GILDEA, Chief Justice (dissenting).
I join in the dissent of Justice Anderson.
Notes
The court notes that in State v. Machholz, 574 N.W.2d 415, 419 (Minn. 1998), we rejected the argument that the statute‘s use of the word “conduct,” standing alone, limited its reach to unprotected, nonexpressive conduct. But here, unlike in Machholz, that is only the beginning, not the end, of the argument.
I do not share the court‘s concern that narrowly construing the statute will result in a large number of future as-applied constitutional challenges to the statute.

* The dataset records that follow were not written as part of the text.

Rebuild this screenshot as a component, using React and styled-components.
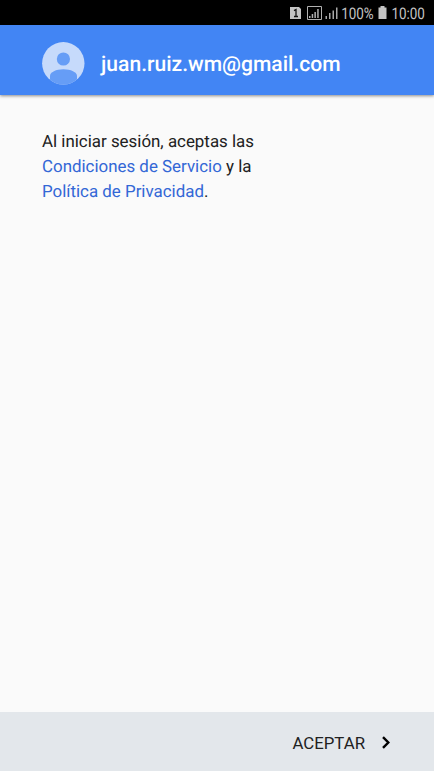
import styled, { createGlobalStyle } from "styled-components";

const GlobalStyle = createGlobalStyle`
    body {
        margin: 0;
        background: #fafafa;
        font-family: Roboto, "Liberation Sans", sans-serif;
    }
`;

const Container = styled.div`
    display: flex;
    flex-direction: column;
    height: 100vh;
    overflow: hidden;
    background: #fafafa;
    text-rendering: geometricPrecision;
`;

const StatusBar = styled.div`
    display: flex;
    align-items: center;
    justify-content: flex-end;
    flex-shrink: 0;
    box-sizing: border-box;
    height: 25px;
    padding: 1px 9px 0 0;
    background: #000;
    color: #c4c4c4;
`;

const StatusIcons = styled.svg`
    display: block;
    flex-shrink: 0;
    margin-right: ${(props) => props.$gap}px;
`;

const StatusText = styled.span`
    display: flex;
    flex-shrink: 0;
    justify-content: flex-end;
    width: ${(props) => props.$width}px;
    margin-right: ${(props) => props.$gap || 0}px;
    padding-top: 2px;
    font-size: 16px;
    line-height: 20px;
    white-space: nowrap;
`;

const Condensed = styled.span`
    flex-shrink: 0;
    transform: scaleX(0.84);
    transform-origin: right center;
`;

const Header = styled.header`
    display: flex;
    align-items: center;
    flex-shrink: 0;
    box-sizing: border-box;
    height: 70px;
    padding: 6px 42px 0;
    background: #4285f4;
    box-shadow: 0 1px 3px rgba(0, 0, 0, 0.45);
`;

const Avatar = styled.svg`
    display: block;
    margin-right: 16px;
`;

const Email = styled.h1`
    margin: 3px 0 0;
    font-size: 21.1px;
    font-weight: 500;
    line-height: 28px;
    color: #fff;
`;

const Content = styled.main`
    flex: 1;
    padding: 35px 42px;
`;

const Terms = styled.p`
    width: 230px;
    margin: 0;
    font-size: 16.9px;
    line-height: 25.2px;
    color: #212121;
`;

const Link = styled.a`
    color: #3367d6;
    text-decoration: none;
`;

const Footer = styled.footer`
    display: flex;
    align-items: center;
    justify-content: flex-end;
    flex-shrink: 0;
    box-sizing: border-box;
    height: 59px;
    padding: 2px 43px 0 0;
    background: #e3e7eb;
`;

const AcceptButton = styled.button`
    display: flex;
    align-items: center;
    gap: 16px;
    padding: 0;
    border: 0;
    background: none;
    font-family: inherit;
    font-size: 16.8px;
    line-height: 24px;
    color: #212121;
`;

const App = () => {
    return (
        <>
            <GlobalStyle />
            <Container>
                <StatusBar>
                    <StatusIcons $gap={2} width="48" height="16" viewBox="0 0 48 16">
                        <path d="M0 2h9l2 2v10H0z" fill="#c4c4c4" />
                        <path d="M4 5.6l2-1.1v7M4 11.5h4" fill="none" stroke="#111" strokeWidth="1.3" />
                        <path d="M17.5 1.5h14v13h-14z" fill="none" stroke="#b0b0b0" />
                        <path
                            d="M19 11h1.5v2H19zM21.7 9h1.5v4h-1.5zM24.4 7h1.5v6h-1.5zM27.2 4h1.5v9h-1.5z"
                            fill="#b0b0b0"
                        />
                        <path
                            d="M35.5 11H37v3h-1.5zM39 8h1.5v6H39zM42.5 5.5H44V14h-1.5zM46 2.5h1.5V14H46z"
                            fill="#a8a8a8"
                        />
                    </StatusIcons>
                    <StatusText $width={34} $gap={4}>
                        <Condensed>100%</Condensed>
                    </StatusText>
                    <StatusIcons $gap={4} width="9" height="14" viewBox="0 0 9 14">
                        <path d="M2.5 0h4v1.5h2V13H.5V1.5h2z" fill="#c4c4c4" />
                    </StatusIcons>
                    <StatusText $width={34}>
                        <Condensed>10:00</Condensed>
                    </StatusText>
                </StatusBar>
                <Header>
                    <Avatar width="43" height="43" viewBox="0 0 43 43">
                        <defs>
                            <clipPath id="avatar">
                                <circle cx="21.3" cy="21.3" r="21.2" />
                            </clipPath>
                        </defs>
                        <g clipPath="url(#avatar)">
                            <path d="M0 0h43v43H0z" fill="#c6dafb" />
                            <circle cx="21.4" cy="17" r="6.6" fill="#669df6" />
                            <path
                                d="M8 43V34C8 30 14 27.2 21.4 27.2S35 30 35 34v9z"
                                fill="#669df6"
                            />
                        </g>
                    </Avatar>
                    <Email>juan.ruiz.wm@gmail.com</Email>
                </Header>
                <Content>
                    <Terms>
                        Al iniciar sesión, aceptas las <Link>Condiciones de Servicio</Link> y la{" "}
                        <Link>Política de Privacidad</Link>.
                    </Terms>
                </Content>
                <Footer>
                    <AcceptButton>
                        ACEPTAR
                        <svg width="10" height="13" viewBox="0 0 10 13">
                            <path d="M2 1.2l5.3 5.3L2 11.8" fill="none" stroke="#000" strokeWidth="2.4" />
                        </svg>
                    </AcceptButton>
                </Footer>
            </Container>
        </>
    );
};

export default App;
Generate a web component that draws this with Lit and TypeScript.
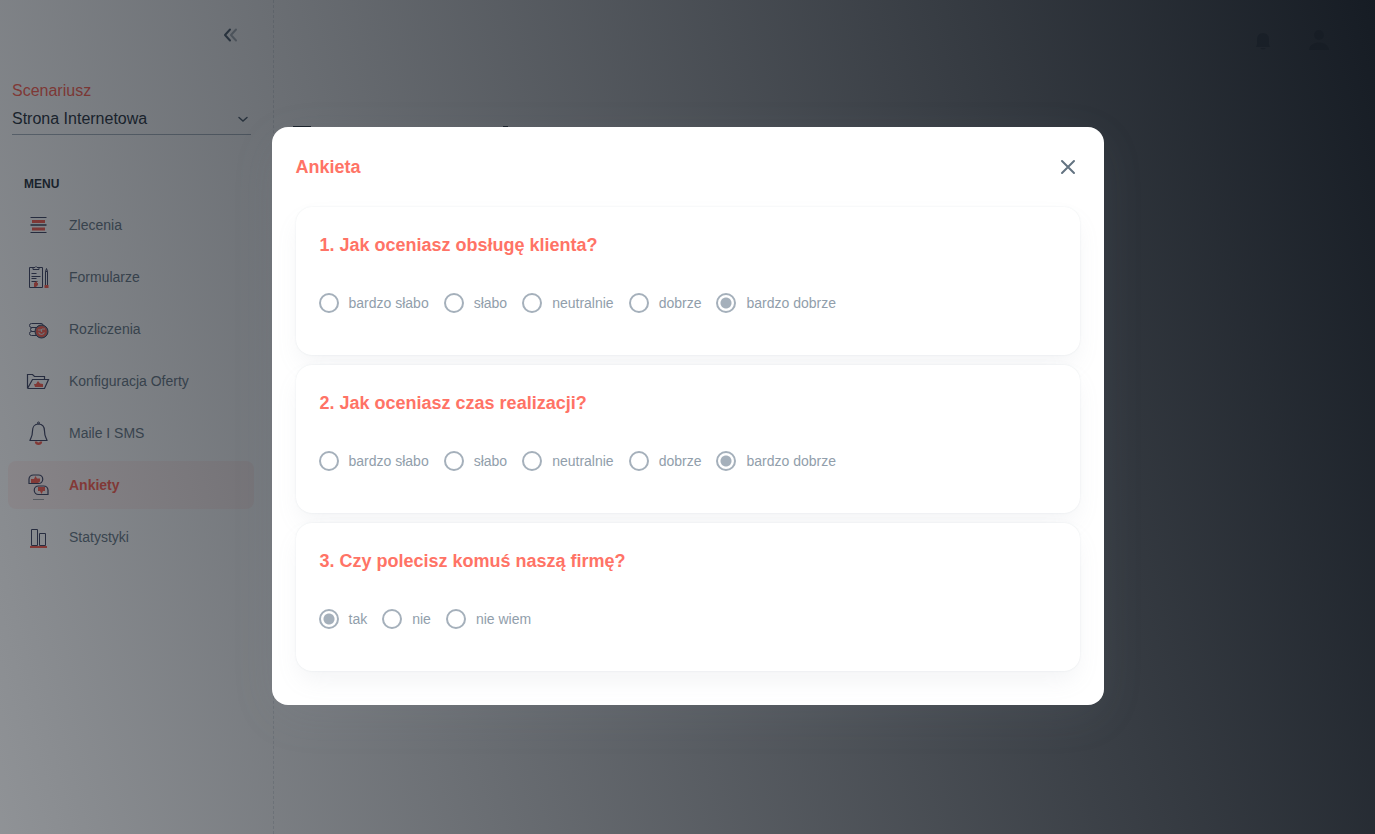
import { LitElement, html, svg, css } from "lit";
import { customElement, state } from "lit/decorators.js";
import { classMap } from "lit/directives/class-map.js";

const INK = "#3a3f5e";
const RED = "#f9594a";

const icons = {
  orders: svg`<g fill="none"><path stroke="${INK}" d="M4.500 4.500h16M4.500 19.500h16" /><path stroke="#697080" stroke-width="2" d="M4.500 12h16" /><path stroke="${RED}" stroke-width="3" d="M6 8.500h13M6 16h13" /></g>`,
  forms: svg`<g fill="none" stroke="${INK}"><path d="M8 2.500H3.500v20h13v-20H12M7 4.500h6v-2h-2l-1-1-1 1H7zM5.500 8.500h5M5.500 11.500h9M5.500 13.500h5M5.500 16.500h6" /><path d="M19.500 20V6.500l1-3 1 3V20M19.500 6.500h2" /><path fill="${RED}" stroke="none" d="M18.500 20h4v3h-4zM8 18l3-2v2h1v2l-2 2H8z" /></g>`,
  billing: svg`<g fill="none" stroke="${INK}"><path d="M15 6.500H5.500a1.800 1.800 0 0 0 0 4H10M10 10.500H6.500a2 2 0 0 0 0 4h3M9 14.500H5.500a2 2 0 0 0 0 4H11M15 6.500q2 0 2 1.500" /><circle cx="15.500" cy="14.500" r="6.500" fill="#7b7f86" /><circle cx="15.500" cy="14.500" r="5.500" fill="${RED}" stroke="none" /></g><g fill="none" stroke="#d8dadd" stroke-width="1.200"><path d="M12 13h3M16 12h3M12.500 15.500q3 4 6 0M15.500 12v3" /></g>`,
  offer: svg`<g fill="none" stroke="${INK}" stroke-width="1.200"><path d="M1.500 19.500v-14h5l2 2h10v3M1.500 19.500h17l4-9H6.500l-5 9" /><path fill="${RED}" stroke="none" d="M8 15h2l2-3 2 2.500 3 .5v3H9z" /></g>`,
  bell: svg`<path fill="none" stroke="${INK}" stroke-width="1.200" d="M12.500 3c-4 0-6 3-6 7 0 6-2 7-2.500 9.500h17c-.5-2.500-2.500-3.500-2.500-9.500 0-4-2-7-6-7z" /><circle cx="12.500" cy="2" r="1" fill="none" stroke="${INK}" /><path d="M10 20.500c0 3 5 3 5 0" fill="none" stroke="${RED}" stroke-width="2.400" />`,
  survey: svg`<g fill="none" stroke="${INK}" stroke-width="1.200"><path d="M3 10.500V6a4.500 4.500 0 0 1 4.500-4h5a4.200 4.200 0 0 1 0 8.500zM22 21.500V17a4.500 4.500 0 0 0-4.500-4h-5a4.200 4.200 0 0 0 0 8.500z" /></g><g fill="${RED}"><path d="M5 6h3l1.500-3L11 5.500h3v3L12 10H5zM12 14h7v4h-2l-1.500 3-1.500-3h-2z" /></g><path d="M7 26.500h11" stroke="#9a9ea2" />`,
  stats: svg`<g fill="none" stroke="${INK}"><path d="M5.500 20.500v-16h6v16zM13.500 20.500v-12h6v12z" /><path stroke="${RED}" stroke-width="2" d="M4 22h17" /></g>`,
};

const menu = [
  { label: "Zlecenia", icon: icons.orders },
  { label: "Formularze", icon: icons.forms },
  { label: "Rozliczenia", icon: icons.billing },
  { label: "Konfiguracja Oferty", icon: icons.offer },
  { label: "Maile I SMS", icon: icons.bell },
  { label: "Ankiety", icon: icons.survey, active: true },
  { label: "Statystyki", icon: icons.stats },
];

const scale = ["bardzo słabo", "słabo", "neutralnie", "dobrze", "bardzo dobrze"];

@customElement("side-nav")
class SideNav extends LitElement {
  static styles = css`
    :host { display: block; box-sizing: border-box; width: 274px; border-right: 1px dashed rgba(145, 158, 171, 0.3); }
    .top { display: flex; justify-content: flex-end; padding: 23px 30px 0 0; }
    .collapse { display: flex; padding: 0; border: 0; background: none; color: #475767; cursor: pointer; }
    .scenario { display: flex; flex-direction: column; margin: 32px 22px 0 12px; font-size: 16px; }
    .caption { color: #ff5b4c; line-height: 24px; }
    .field { display: grid; align-items: center; height: 30px; padding-bottom: 1px; border-bottom: 1px solid #a3afba; }
    .field > * { grid-area: 1 / 1; }
    .select { appearance: none; width: 100%; padding: 0; border: 0; background: none; color: #212b36; font: inherit; }
    .arrow { justify-self: end; pointer-events: none; color: #475767; }
    .heading { margin: 39px 24px 7px; font-size: 12px; line-height: 20px; font-weight: 700; color: #212b36; }
    .list { display: flex; flex-direction: column; gap: 4px; margin: 0; padding: 0 19px 0 8px; list-style: none; }
    .item { display: flex; align-items: center; gap: 18px; height: 48px; padding-left: 18px; border-radius: 8px; color: #637381; font-size: 14px; text-decoration: none; }
    .item.active { background: rgba(255, 91, 76, 0.08); color: #ff5b4c; font-weight: 700; }
    .icon { overflow: visible; }
  `;
  render() {
    return html`
      <div class="top">
        <button class="collapse" aria-label="Zwiń menu">
          <svg width="24" height="24" viewBox="0 0 24 24" fill="none" stroke="currentColor" stroke-width="2" stroke-linecap="round" stroke-linejoin="round"><path d="M11 6.500 6 12l5 5.500" /><path opacity=".48" d="M17 6.500 12 12l5 5.500" /></svg>
        </button>
      </div>
      <div class="scenario">
        <label class="caption" for="scenario">Scenariusz</label>
        <div class="field">
          <select class="select" id="scenario"><option>Strona Internetowa</option></select>
          <svg class="arrow" width="16" height="16" viewBox="0 0 16 16" fill="none" stroke="currentColor" stroke-width="1.500" stroke-linecap="round"><path d="m4 7.500 4 3.500 4-3.500" /></svg>
        </div>
      </div>
      <nav>
        <div class="heading">MENU</div>
        <ul class="list">
          ${menu.map((m) => html`<li><a href="#" class=${classMap({ item: true, active: !!m.active })}><svg class="icon" width="25" height="24" viewBox="0 0 25 24">${m.icon}</svg>${m.label}</a></li>`)}
        </ul>
      </nav>
    `;
  }
}

@customElement("survey-question")
class SurveyQuestion extends LitElement {
  static properties = { text: {}, options: { attribute: false }, selected: {}, group: {} };
  declare text: string;
  declare options: string[];
  declare selected: string;
  declare group: string;
  static styles = css`
    :host { display: block; }
    .card { padding: 24px 23px 40px; border-radius: 16px; background: #fff; box-shadow: 0 0 2px rgba(145, 158, 171, 0.2), 0 12px 24px -4px rgba(145, 158, 171, 0.12); }
    .title { margin: 0 1px; font-size: 18px; line-height: 28px; font-weight: 700; color: #ff7366; }
    .options { display: flex; flex-wrap: wrap; gap: 15px; margin-top: 32px; }
    .option { display: flex; align-items: center; gap: 10px; height: 24px; font-size: 14px; color: #919eab; }
    .radio { appearance: none; box-sizing: border-box; width: 20px; height: 20px; margin: 0; border: 2px solid #a5b0bb; border-radius: 50%; }
    .radio:checked { background: radial-gradient(circle, #a5b0bb 5px, transparent 6px); }
  `;
  render() {
    return html`
      <section class="card" role="radiogroup" aria-labelledby="title">
        <h3 class="title" id="title">${this.text}</h3>
        <div class="options">
          ${this.options.map((o) => html`<label class="option"><input class="radio" type="radio" name=${this.group} .checked=${o === this.selected} />${o}</label>`)}
        </div>
      </section>
    `;
  }
}

@customElement("app-root")
class AppRoot extends LitElement {
  @state() private questions = [
    { text: "1. Jak oceniasz obsługę klienta?", options: scale, selected: "bardzo dobrze" },
    { text: "2. Jak oceniasz czas realizacji?", options: scale, selected: "bardzo dobrze" },
    { text: "3. Czy polecisz komuś naszą firmę?", options: ["tak", "nie", "nie wiem"], selected: "tak" },
  ];
  static styles = css`
    :host { display: grid; min-height: 100vh; background: #fff; font-family: "Liberation Sans", Arial, sans-serif; }
    .page, .backdrop { grid-area: 1 / 1; }
    .page { display: flex; }
    .main { flex: 1; }
    .header { display: flex; justify-content: flex-end; align-items: center; gap: 26px; padding: 20px 36px 0 0; color: #637381; }
    .marks { display: block; margin: 66px 0 0 19px; }
    .backdrop { z-index: 1; display: flex; align-items: center; justify-content: center; background: linear-gradient(75deg, rgba(22, 28, 36, 0.48), #161c24); }
    .dialog { box-sizing: border-box; width: min(832px, calc(100% - 64px)); margin-bottom: 2px; padding: 24px 24px 34px; border-radius: 16px; background: #fff; box-shadow: 0 12px 48px -4px rgba(145, 158, 171, 0.1); }
    .bar { display: flex; align-items: center; justify-content: space-between; margin-bottom: 24px; }
    .name { margin: 0; font-size: 18px; line-height: 32px; font-weight: 700; color: #ff7366; }
    .close { display: flex; padding: 0; border: 0; background: none; color: #637381; cursor: pointer; }
    .questions { display: flex; flex-direction: column; gap: 10px; }
  `;
  render() {
    return html`
      <div class="page">
        <side-nav></side-nav>
        <main class="main">
          <header class="header">
            <svg width="20" height="40" viewBox="0 0 20 40" fill="currentColor"><path d="M10 13c-4 0-6 3-6 6v5l-1 3h14l-1-3v-5c0-3-2-6-6-6zM7 28h6q-3 3-6 0" /></svg>
            <svg width="40" height="40" viewBox="0 0 40 40" fill="#454f5b"><circle cx="20" cy="15" r="5" /><path d="M10 30c0-10 20-10 20 0z" /></svg>
          </header>
          <svg class="marks" width="216" height="2" viewBox="0 0 216 2" fill="#212b36" aria-hidden="true"><path d="M0 0h18v2H0zM210 0h5v2h-5z" /></svg>
        </main>
      </div>
      <div class="backdrop">
        <section class="dialog" role="dialog" aria-modal="true" aria-labelledby="name">
          <div class="bar">
            <h2 class="name" id="name">Ankieta</h2>
            <button class="close" aria-label="Zamknij">
              <svg width="24" height="24" viewBox="0 0 24 24" fill="none" stroke="currentColor" stroke-width="2" stroke-linecap="round"><path d="m6 6 12 12M18 6 6 18" /></svg>
            </button>
          </div>
          <div class="questions">
            ${this.questions.map((q, i) => html`<survey-question .text=${q.text} .options=${q.options} .selected=${q.selected} .group=${"q" + i}></survey-question>`)}
          </div>
        </section>
      </div>
    `;
  }
}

The provision immediately following the disturbance-of-a-meeting-or-assembly statute provides in full as follows:
Whoever does any of the following in a public or private place, including on a school bus, knowing, or having reasonable grounds to know that it will, or will tend to, alarm, anger or disturb others or provoke an assault or breach of the peace, is guilty of disorderly conduct, which is a misdemeanor:
. . .
(3) engages in offensive, obscene, abusive, boisterous, or noisy conduct or in offensive, obscene, or abusive language tending reasonably to arouse alarm, anger, or resentment in others.
Hensel also raises a challenge to the jury instructions that were given in this case, arguing that the district court erred by rejecting her request for a fighting-words instruction. But because I would not narrowly construe the statute to prohibit only fighting words, it was not error to refuse this instruction. See State v. Devens, 852 N.W.2d 255, 257 (Minn. 2014) (“[A] jury instruction is erroneous if it materially misstates the law.“).
Because the disturbance-of-a-meeting-or-assembly statute is unconstitutionally overbroad and no reasonable narrowing construction is available, it is not necessary to reach Hensel‘s claims that the statute is unconstitutionally vague and that she was entitled to a fighting-words jury instruction at trial.